To create a monitoring metric, we have to deploy that KNN model as a separate model on the Hydrosphere platform. Let’s save a trained model for serving.

Python
joblib.dump(monitoring_model, "../monitoring_model/monitoring_model.joblib")

Create a new directory where we will declare the serving function and its definitions.

$ mkdir -p monitoring_model/src
$ cd monitoring_model
$ touch src/func_main.py

Inside the src/func_main.py file put the following code:

Python
import hydro_serving_grpc as hs
import numpy as np
from joblib import load

monitoring_model = load('/model/files/monitoring_model.joblib')

features = ['age',
            'workclass',
            'education',
            'marital_status',
            'occupation',
            'relationship',
            'race',
            'sex',
            'capital_gain',
            'capital_loss',
            'hours_per_week',
            'country']


def extract_value(proto):
    return np.array(proto.int64_val, dtype='int64')[0]


def predict(**kwargs):
    extracted = np.array([extract_value(kwargs[feature]) for feature in features])
    transformed = np.dstack(extracted).reshape(1, len(features))
    predicted = monitoring_model.decision_function(transformed)

    response = hs.TensorProto(
        double_val=[predicted.item()],
        dtype=hs.DT_DOUBLE,
        tensor_shape=hs.TensorShapeProto())

    return hs.PredictResponse(outputs={"value": response})

This model also have to be packed with a model definition.

kind: Model
name: "census_monitoring"
payload:
  - "src/"
  - "requirements.txt"
  - "monitoring_model.joblib"
runtime: "hydrosphere/serving-runtime-python-3.6:2.2.1"
install-command: "pip install -r requirements.txt"
contract:
  name: "predict"
  inputs:
    age:
      shape: scalar
      type: int64
      profile: numerical
    workclass:
      shape: scalar
      type: int64
      profile: numerical
    education:
      shape: scalar
      type: int64
      profile: numerical
    marital_status:
      shape: scalar
      type: int64
      profile: numerical
    occupation:
      shape: scalar
      type: int64
      profile: numerical
    relationship:
      shape: scalar
      type: int64
      profile: numerical
    race:
      shape: scalar
      type: int64
      profile: numerical
    sex:
      shape: scalar
      type: int64
      profile: numerical
    capital_gain:
      shape: scalar
      type: int64
      profile: numerical
    capital_loss:
      shape: scalar
      type: int64
      profile: numerical
    hours_per_week:
      shape: scalar
      type: int64
      profile: numerical
    country:
      shape: scalar
      type: int64
      profile: numerical
    classes:
      shape: scalar
      type: int64
      profile: numerical
  outputs:
    value:
      shape: scalar
      type: double
      profile: numerical

Inputs of this model are the inputs of the target monitored model plus the outputs of that model.
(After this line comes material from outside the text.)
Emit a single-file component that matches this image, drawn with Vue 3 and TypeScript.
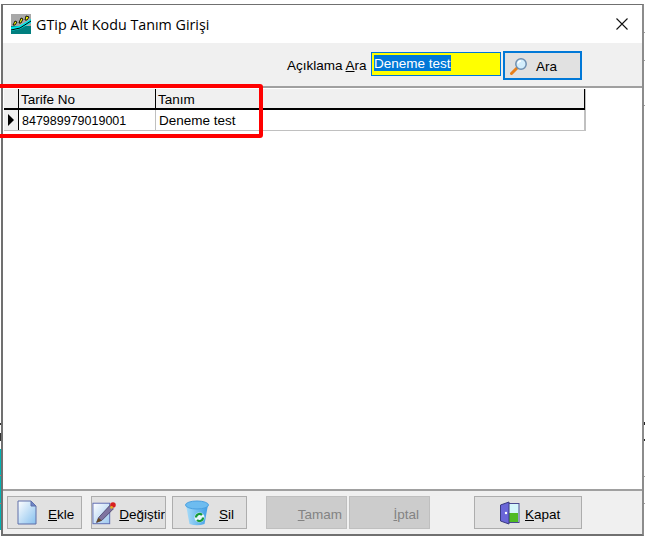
<script setup lang="ts">
interface Row { no: string; name: string }
interface Tick { y: number; h: number; color: string }
const rows: Row[] = [{ no: '847989979019001', name: 'Deneme test' }]
const rightTicks: Tick[] = [
  { y: 32, h: 1, color: '#9a9a9a' },
  { y: 60, h: 1, color: '#9a9a9a' },
  { y: 105, h: 1, color: '#9a9a9a' },
  { y: 422, h: 3, color: '#222222' },
  { y: 439, h: 2, color: '#222222' },
  { y: 476, h: 1, color: '#9a9a9a' },
  { y: 503, h: 1, color: '#9a9a9a' },
]
</script>

<template>
  <div class="page">
    <svg class="backdrop" width="645" height="538" viewBox="0 0 645 538">
      <rect x="0" y="449" width="2" height="81" fill="#00b4b4" />
      <rect x="0" y="423" width="2" height="2" fill="#333" />
      <rect x="0" y="433" width="2" height="8" fill="#333" />
      <rect x="0" y="475" width="2" height="1" fill="#c86a6a" />
      <rect x="0" y="503" width="2" height="1" fill="#c86a6a" />
      <rect v-for="t in rightTicks" :key="t.y" x="644" :y="t.y" width="1" :height="t.h" :fill="t.color" />
    </svg>
    <div class="window">
      <header class="titlebar">
        <svg class="logo" width="20" height="20" viewBox="0 0 20 20">
          <rect width="20" height="20" fill="#a8a8a8" />
          <rect y="12" width="20" height="8" fill="#007f7f" />
          <path d="M0 13 L8 12 L20 5 V9 L9 15 L0 17Z" fill="#00e6e6" />
          <path d="M0 16 L9 14 L20 7" stroke="#000" stroke-width="1" fill="none" />
          <path d="M2 11l2-4 2 1-2 3zM8 9l2-5 2 1-2 4zM14 6l1-4 3 1-2 3z" fill="#ffff00" stroke="#000" stroke-width=".9" />
        </svg>
        <span class="title">GTip Alt Kodu Tanım Girişi</span>
        <svg class="close" width="12" height="12" viewBox="0 0 12 12">
          <path d="M0.5 0.5 L11.5 11.5 M11.5 0.5 L0.5 11.5" stroke="#111" stroke-width="1.1" fill="none" />
        </svg>
      </header>

      <section class="toolbar">
        <label class="search-label">Açıklama <u>A</u>ra</label>
        <div class="search-input"><span class="selected">Deneme test</span></div>
        <button class="search-button" type="button">
          <svg width="18" height="18" viewBox="0 0 18 18">
            <path d="M1.5 16.5 L7 11" stroke="#e8801a" stroke-width="3" stroke-linecap="round" />
            <circle cx="11" cy="7" r="5.2" fill="#d4eefc" stroke="#6f8fb0" stroke-width="1.5" />
            <path d="M8 6.5a3 3 0 0 1 3-2.5" stroke="#fff" stroke-width="1.4" fill="none" />
          </svg>
          <span>Ara</span>
        </button>
      </section>

      <main class="content">
        <div class="grid">
          <div class="grid-row head">
            <div class="cell ind"></div>
            <div class="cell no">Tarife No</div>
            <div class="cell name">Tanım</div>
          </div>
          <div v-for="row in rows" :key="row.no" class="grid-row body-row">
            <div class="cell ind"><i class="arrow"></i></div>
            <div class="cell no">{{ row.no }}</div>
            <div class="cell name">{{ row.name }}</div>
          </div>
        </div>
      </main>

      <footer class="actions">
        <button class="btn ekle" type="button">
          <svg width="20" height="25" viewBox="0 0 20 25">
            <defs>
              <linearGradient id="paper" x1="0" y1="0" x2="1" y2="1">
                <stop offset="0" stop-color="#ffffff" />
                <stop offset="1" stop-color="#86c0ee" />
              </linearGradient>
            </defs>
            <path d="M1 1H14L19 6V24H1Z" fill="url(#paper)" stroke="#5f6fa8" />
            <path d="M14 1V6H19Z" fill="#6f86c8" stroke="#5f6fa8" />
          </svg>
          <span><u>E</u>kle</span>
        </button>
        <button class="btn degistir" type="button">
          <svg width="26" height="26" viewBox="0 0 26 26">
            <defs>
              <linearGradient id="paper2" x1="0" y1="0" x2="1" y2="1">
                <stop offset="0" stop-color="#ffffff" />
                <stop offset="1" stop-color="#9cc8ee" />
              </linearGradient>
            </defs>
            <rect x="1" y="2.5" width="18" height="22" fill="url(#paper2)" stroke="#5a68b0" />
            <path d="M7 18 L19 5 L23 8.5 L10.5 21 L5 23Z" fill="#7e74a0" stroke="#3e3660" stroke-width=".8" />
            <path d="M4.5 23.5L7 18L10.5 21Z" fill="#6a4a20" />
            <circle cx="22.5" cy="4.5" r="3" fill="#d81e1e" />
            <circle cx="21" cy="7" r="1.5" fill="#e8b020" />
          </svg>
          <span class="clip"><u>D</u>eğiştir</span>
        </button>
        <button class="btn sil" type="button">
          <svg width="24" height="26" viewBox="0 0 24 26">
            <defs>
              <linearGradient id="bin" x1="0" y1="0" x2="1" y2="0">
                <stop offset="0" stop-color="#a8dcf8" />
                <stop offset="1" stop-color="#3f9ee6" />
              </linearGradient>
            </defs>
            <path d="M1 5 L4.5 24 Q12 26.5 19.5 24 L23 5Z" fill="url(#bin)" />
            <ellipse cx="12" cy="5" rx="11.5" ry="4" fill="#6dbcf0" stroke="#4aa0e0" />
            <circle cx="14.5" cy="17.5" r="5" fill="#e8f6fc" />
            <path d="M11 17.5a3.5 3.5 0 0 1 6-2.5M18 17.5a3.5 3.5 0 0 1-6 2.5" stroke="#159a38" stroke-width="2.2" fill="none" />
          </svg>
          <span><u>S</u>il</span>
        </button>
        <button class="btn tamam" type="button" disabled><span><u>T</u>amam</span></button>
        <button class="btn iptal" type="button" disabled><span><u>İ</u>ptal</span></button>
        <button class="btn kapat" type="button">
          <svg width="20" height="24" viewBox="0 0 20 24">
            <rect x="8" y="2.5" width="11" height="19" fill="#d4f6fb" stroke="#4a4a90" />
            <rect x="9" y="12" width="9" height="9" fill="#4fbb24" />
            <path d="M0.5 4 L9 1 V23 L0.5 20Z" fill="#6a66d8" stroke="#3a3a80" />
            <circle cx="6" cy="12" r="1.2" fill="#fff" />
          </svg>
          <span><u>K</u>apat</span>
        </button>
      </footer>
    </div>
    <div class="highlight"></div>
  </div>
</template>

<style>
html, body { margin: 0; background: #ffffff; overflow: hidden; }
</style>

<style scoped>
.page {
  position: relative;
  width: 645px;
  height: 538px;
  padding: 4px 0 0 1px;
  box-sizing: border-box;
  overflow: hidden;
  font-family: "Liberation Sans", Arial, sans-serif;
  font-size: 13.5px;
  color: #000;
}
.backdrop {
  position: absolute;
  left: 0;
  top: 0;
}
.window {
  position: relative;
  width: 643px;
  height: 532px;
  box-sizing: border-box;
  border: 1px solid #707070;
  border-left-width: 2px;
  border-right: 2px solid #8c8c8c;
  border-bottom-width: 2px;
  background: #fff;
  display: flex;
  flex-direction: column;
}
.titlebar {
  height: 38px;
  display: flex;
  align-items: center;
  padding: 0 14px 0 8px;
  flex: none;
}
.logo { margin-right: 5px; }
.title {
  font-family: "Open Sans", "Noto Sans", sans-serif;
  font-size: 14.3px;
  flex: 1;
}
.toolbar {
  height: 45px;
  flex: none;
  box-sizing: border-box;
  background: #f0f0f0;
  border-bottom: 2px solid #a0a0a0;
  display: flex;
  align-items: flex-start;
  padding: 8px 0 0 284px;
}
.search-label { margin-top: 7px; width: 84px; white-space: nowrap; }
.search-input {
  box-sizing: border-box;
  width: 130px;
  height: 24px;
  border: 1px solid #0078d7;
  background: #ffff00;
  padding: 2px;
  margin-top: 1px;
  line-height: 17px;
}
.selected { display: inline-block; width: 77px; background: #0078d7; color: #fff; height: 16px; line-height: 17px; white-space: nowrap; }
.search-button {
  box-sizing: border-box;
  width: 79px;
  height: 29px;
  margin-left: 2px;
  border: 2px solid #0078d7;
  background: #e1e1e1;
  display: flex;
  align-items: center;
  padding: 0 0 0 5px;
  font: inherit;
  color: #000;
}
.search-button span { margin-left: 8px; padding-top: 2px; }
.content {
  flex: 1;
  min-height: 0;
  background: #fff;
  padding: 1px 0 0 1px;
}
.grid { width: 582px; border-right: 1px solid #c0c0c0; border-bottom: 1px solid #c0c0c0; box-sizing: border-box; }
.grid-row { display: grid; grid-template-columns: 15px 137px 1fr; }
.head { height: 21px; background: #f0f0f0; border-bottom: 2px solid #000; box-sizing: border-box; }
.head .cell { border-right: 1px solid #000; line-height: 22px; }
.body-row { height: 20px; }
.cell { padding-left: 2px; white-space: nowrap; overflow: hidden; line-height: 22px; box-sizing: border-box; }
.body-row .cell { border-right: 1px solid #c0c0c0; }
.body-row .no { font-size: 12.5px; padding-left: 3px; }
.body-row .name { padding-left: 3px; }
.body-row .ind { background: #f0f0f0; border-right: 1px solid #000; padding: 0; display: flex; align-items: center; justify-content: center; }
.arrow {
  width: 0; height: 0;
  border-left: 6px solid #000;
  border-top: 6px solid transparent;
  border-bottom: 6px solid transparent;
}
.actions {
  height: 45px;
  flex: none;
  box-sizing: border-box;
  background: #f0f0f0;
  border-top: 2px solid #a0a0a0;
  display: flex;
  align-items: flex-start;
  padding: 5px 0 0 4px;
}
.btn {
  box-sizing: border-box;
  height: 33px;
  border: 1px solid #adadad;
  background: #e1e1e1;
  display: flex;
  align-items: center;
  padding: 0 0 0 9px;
  font: inherit;
  color: #000;
  white-space: nowrap;
  overflow: hidden;
}
.btn span { padding-top: 3px; }
.btn[disabled] { background: #cccccc; border-color: #bfbfbf; color: #838383; justify-content: flex-end; padding: 0 4px 0 0; }
.ekle { width: 75px; }
.ekle span { margin-left: 11px; }
.degistir { width: 75px; margin-left: 9px; padding-left: 0; }
.degistir span { margin-left: 3px; }
.sil { width: 75px; margin-left: 6px; padding-left: 12px; }
.sil span { margin-left: 10px; }
.tamam { width: 81px; margin-left: 19px; }
.iptal { width: 81px; margin-left: 2px; }
.iptal.btn[disabled] { padding-right: 10px; }
.kapat { width: 108px; margin-left: 44px; padding-left: 25px; }
.kapat span { margin-left: 5px; }
.highlight {
  position: absolute;
  left: -10px;
  top: 84px;
  width: 272.5px;
  height: 54px;
  box-sizing: border-box;
  border: 4px solid #f00;
  border-radius: 3px;
  pointer-events: none;
}
</style>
As an output for the monitoring model itself we will use the value field.

Pay attention to the model’s payload. It has the src folder that we have just created, requirements.txt with all dependencies and a monitoring_model.joblib file, e.g. our newly trained serialized KNN model.

requirements.txt looks like this:

joblib==0.13.2
numpy==1.16.2
pyod==0.7.4

The final directory structure should look like this:

.
├── monitoring_model.joblib
├── requirements.txt
├── serving.yaml
└── src
    └── func_main.py

From that folder, upload the model to the cluster.

$ hs upload

Monitoring

Let’s create a monitoring metric for our pre-deployed classification model.

UI

  1. From the Models section, select the target model you would like to deploy and select the desired model version;
  2. Open the Monitoring tab.
  3. At the bottom of the page click the Add Metric button;
  4. From the opened window click the Add Metric button;
    1. Specify the name of the metric;
    2. Choose the monitoring model;
    3. Choose the version of the monitoring model;
    4. Select a comparison operator Greater. This means that if you have a metric value greater than a specified threshold, an alarm should be fired;
    5. Set the threshold value. In this case it should be equal to the value of monitoring_model.threshold_.
    6. Click the Add Metric button.

That’s it. Now you have a monitored income classifier deployed in the Hydrosphere platform.